* _EXERCISE DIRECTIONS_:
Produce an exact transcription of the listing below, omitting the pictures.

:: COLLECTED MATERIAL

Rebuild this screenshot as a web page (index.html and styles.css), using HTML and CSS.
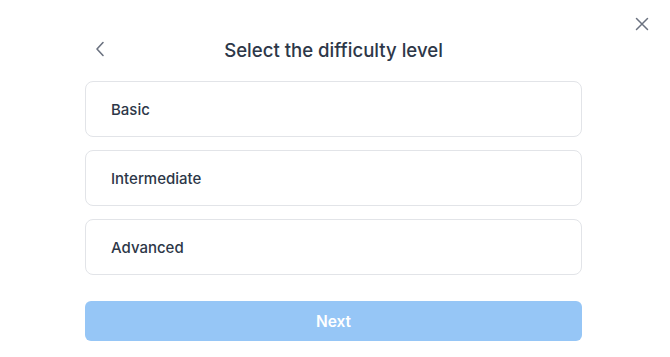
FILE: index.html
```html
<!DOCTYPE html>
<html>
<head>
<meta charset="utf-8">
<link rel="stylesheet" href="styles.css">
</head>
<body>
<div class="modal">
  <button class="close" aria-label="Close">
    <svg width="14" height="14" viewBox="0 0 14 14" fill="none" stroke="#6b7280" stroke-width="1.5" stroke-linecap="round"><path d="M1.5 1.5L12.5 12.5M12.5 1.5L1.5 12.5"/></svg>
  </button>
  <div class="header">
    <button class="back" aria-label="Back">
      <svg width="10" height="16" viewBox="0 0 10 16" fill="none" stroke="#6b7280" stroke-width="1.6" stroke-linecap="round" stroke-linejoin="round"><path d="M8 1.5L2 8L8 14.5"/></svg>
    </button>
    <h1 class="title">Select the difficulty level</h1>
  </div>
  <div class="options">
    <div class="option">Basic</div>
    <div class="option">Intermediate</div>
    <div class="option">Advanced</div>
  </div>
  <button class="next">Next</button>
</div>
</body>
</html>
```
FILE: styles.css
```css
* { box-sizing: border-box; }
html, body { margin: 0; background: #fff; }
body { font-family: Inter, "Noto Sans", sans-serif; color: #374151; }
.modal {
  position: relative;
  width: 670px;
  height: 357px;
  padding: 32px 88px 0 85px;
  display: flex;
  flex-direction: column;
}
.close {
  position: absolute;
  top: 17px;
  right: 21px;
  width: 14px;
  height: 14px;
  padding: 0;
  border: 0;
  background: none;
  display: flex;
}
.header {
  position: relative;
  height: 35px;
  display: flex;
  align-items: center;
  justify-content: center;
}
.back {
  position: absolute;
  left: 10px;
  top: 9px;
  padding: 0;
  border: 0;
  background: none;
  display: flex;
}
.title {
  margin: 0;
  font-size: 18.6px;
  font-weight: 500;
  color: #2d3748;
}
.options {
  margin-top: 14px;
  display: flex;
  flex-direction: column;
  gap: 13px;
}
.option {
  height: 56px;
  border: 1px solid #e2e4e8;
  border-radius: 8px;
  padding: 0 25px;
  display: flex;
  align-items: center;
  font-size: 15px;
  font-weight: 500;
  color: #2d3748;
}
.next {
  margin-top: 26px;
  height: 40px;
  border: 0;
  border-radius: 6px;
  background: #96c6f6;
  color: #fff;
  font-family: inherit;
  font-size: 15.5px;
  font-weight: 600;
}
```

::::

* _ANSWER TO THE EXERCISE_:
Rebuild this screenshot as a web page (index.html and styles.css), using HTML and CSS.
FILE: index.html
```html
<!DOCTYPE html>
<html>
<head>
<meta charset="utf-8">
<link rel="stylesheet" href="styles.css">
</head>
<body>
<div class="modal">
  <button class="close" aria-label="Close">
    <svg width="14" height="14" viewBox="0 0 14 14" fill="none" stroke="#6b7280" stroke-width="1.5" stroke-linecap="round"><path d="M1.5 1.5L12.5 12.5M12.5 1.5L1.5 12.5"/></svg>
  </button>
  <div class="header">
    <button class="back" aria-label="Back">
      <svg width="10" height="16" viewBox="0 0 10 16" fill="none" stroke="#6b7280" stroke-width="1.6" stroke-linecap="round" stroke-linejoin="round"><path d="M8 1.5L2 8L8 14.5"/></svg>
    </button>
    <h1 class="title">Select the difficulty level</h1>
  </div>
  <div class="options">
    <div class="option">Basic</div>
    <div class="option">Intermediate</div>
    <div class="option">Advanced</div>
  </div>
  <button class="next">Next</button>
</div>
</body>
</html>
```
FILE: styles.css
```css
* { box-sizing: border-box; }
html, body { margin: 0; background: #fff; }
body { font-family: Inter, "Noto Sans", sans-serif; color: #374151; }
.modal {
  position: relative;
  width: 670px;
  height: 357px;
  padding: 32px 88px 0 85px;
  display: flex;
  flex-direction: column;
}
.close {
  position: absolute;
  top: 17px;
  right: 21px;
  width: 14px;
  height: 14px;
  padding: 0;
  border: 0;
  background: none;
  display: flex;
}
.header {
  position: relative;
  height: 35px;
  display: flex;
  align-items: center;
  justify-content: center;
}
.back {
  position: absolute;
  left: 10px;
  top: 9px;
  padding: 0;
  border: 0;
  background: none;
  display: flex;
}
.title {
  margin: 0;
  font-size: 18.6px;
  font-weight: 500;
  color: #2d3748;
}
.options {
  margin-top: 14px;
  display: flex;
  flex-direction: column;
  gap: 13px;
}
.option {
  height: 56px;
  border: 1px solid #e2e4e8;
  border-radius: 8px;
  padding: 0 25px;
  display: flex;
  align-items: center;
  font-size: 15px;
  font-weight: 500;
  color: #2d3748;
}
.next {
  margin-top: 26px;
  height: 40px;
  border: 0;
  border-radius: 6px;
  background: #96c6f6;
  color: #fff;
  font-family: inherit;
  font-size: 15.5px;
  font-weight: 600;
}
```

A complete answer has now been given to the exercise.